Work to do
Copy out each line in the material below that has the word "React".

Exercise input
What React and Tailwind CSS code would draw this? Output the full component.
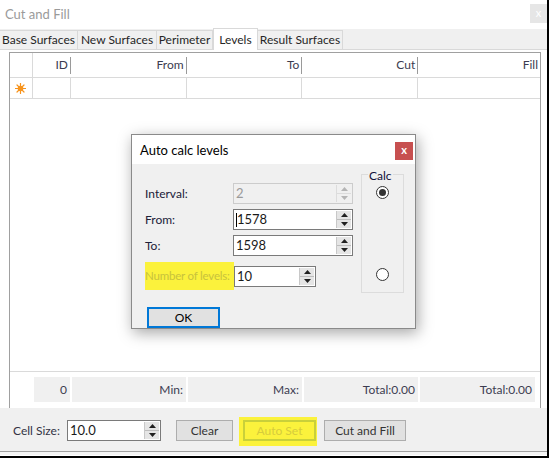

...

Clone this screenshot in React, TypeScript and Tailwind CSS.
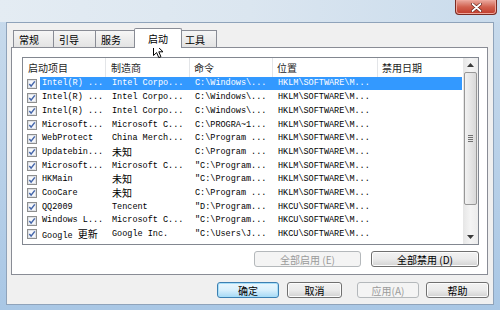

==

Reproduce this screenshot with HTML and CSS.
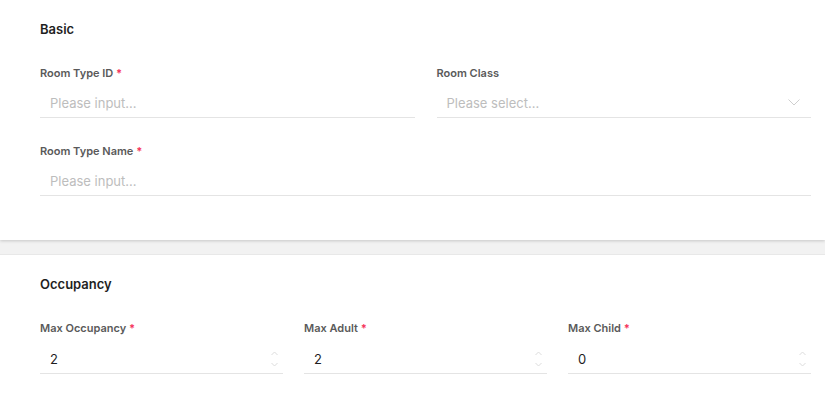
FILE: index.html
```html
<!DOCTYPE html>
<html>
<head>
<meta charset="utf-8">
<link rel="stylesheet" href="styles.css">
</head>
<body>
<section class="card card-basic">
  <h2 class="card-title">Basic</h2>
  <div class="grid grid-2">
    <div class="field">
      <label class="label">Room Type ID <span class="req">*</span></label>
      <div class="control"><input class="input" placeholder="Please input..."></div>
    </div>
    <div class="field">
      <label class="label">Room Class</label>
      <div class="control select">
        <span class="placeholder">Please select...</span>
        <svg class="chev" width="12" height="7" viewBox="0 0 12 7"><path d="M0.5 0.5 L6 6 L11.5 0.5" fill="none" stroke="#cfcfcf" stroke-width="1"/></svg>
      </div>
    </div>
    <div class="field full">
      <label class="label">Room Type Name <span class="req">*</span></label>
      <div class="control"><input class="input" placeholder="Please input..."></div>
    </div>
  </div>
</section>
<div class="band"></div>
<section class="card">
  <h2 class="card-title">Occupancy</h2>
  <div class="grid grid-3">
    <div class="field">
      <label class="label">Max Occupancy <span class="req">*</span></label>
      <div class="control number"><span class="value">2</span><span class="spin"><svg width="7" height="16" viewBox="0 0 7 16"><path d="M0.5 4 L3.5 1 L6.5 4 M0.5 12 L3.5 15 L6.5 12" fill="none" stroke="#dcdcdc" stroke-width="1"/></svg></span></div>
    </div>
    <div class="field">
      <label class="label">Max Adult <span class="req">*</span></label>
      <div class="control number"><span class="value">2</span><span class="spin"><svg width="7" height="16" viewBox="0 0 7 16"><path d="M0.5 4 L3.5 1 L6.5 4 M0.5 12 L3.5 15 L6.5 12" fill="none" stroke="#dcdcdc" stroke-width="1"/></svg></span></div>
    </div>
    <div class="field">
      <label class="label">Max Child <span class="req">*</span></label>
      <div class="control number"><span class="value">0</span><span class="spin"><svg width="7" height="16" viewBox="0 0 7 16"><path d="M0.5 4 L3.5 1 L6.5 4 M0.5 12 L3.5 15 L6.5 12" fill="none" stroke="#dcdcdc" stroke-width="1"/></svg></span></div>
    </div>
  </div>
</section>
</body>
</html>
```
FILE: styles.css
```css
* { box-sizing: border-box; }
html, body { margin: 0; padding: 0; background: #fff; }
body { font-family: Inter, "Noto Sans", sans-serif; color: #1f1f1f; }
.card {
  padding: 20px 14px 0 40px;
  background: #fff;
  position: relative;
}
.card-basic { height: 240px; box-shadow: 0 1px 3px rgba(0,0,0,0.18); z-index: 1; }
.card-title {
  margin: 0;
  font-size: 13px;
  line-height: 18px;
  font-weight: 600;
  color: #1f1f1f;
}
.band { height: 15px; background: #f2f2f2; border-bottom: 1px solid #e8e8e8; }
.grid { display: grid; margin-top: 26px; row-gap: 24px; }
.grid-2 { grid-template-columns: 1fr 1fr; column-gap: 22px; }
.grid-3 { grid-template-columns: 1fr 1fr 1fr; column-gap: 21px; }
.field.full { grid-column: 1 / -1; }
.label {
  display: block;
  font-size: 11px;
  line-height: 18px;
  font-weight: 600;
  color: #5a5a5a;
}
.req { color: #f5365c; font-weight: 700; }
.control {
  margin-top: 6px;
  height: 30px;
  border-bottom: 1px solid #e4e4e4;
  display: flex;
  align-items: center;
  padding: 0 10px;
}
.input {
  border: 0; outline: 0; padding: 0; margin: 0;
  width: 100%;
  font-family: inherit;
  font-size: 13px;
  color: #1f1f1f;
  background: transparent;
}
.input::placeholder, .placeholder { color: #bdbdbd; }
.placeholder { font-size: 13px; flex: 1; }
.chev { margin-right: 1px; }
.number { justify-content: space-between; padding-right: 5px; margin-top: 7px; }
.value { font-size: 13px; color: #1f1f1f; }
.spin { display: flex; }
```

Final answer
What React and Tailwind CSS code would draw this? Output the full component.
Clone this screenshot in React, TypeScript and Tailwind CSS.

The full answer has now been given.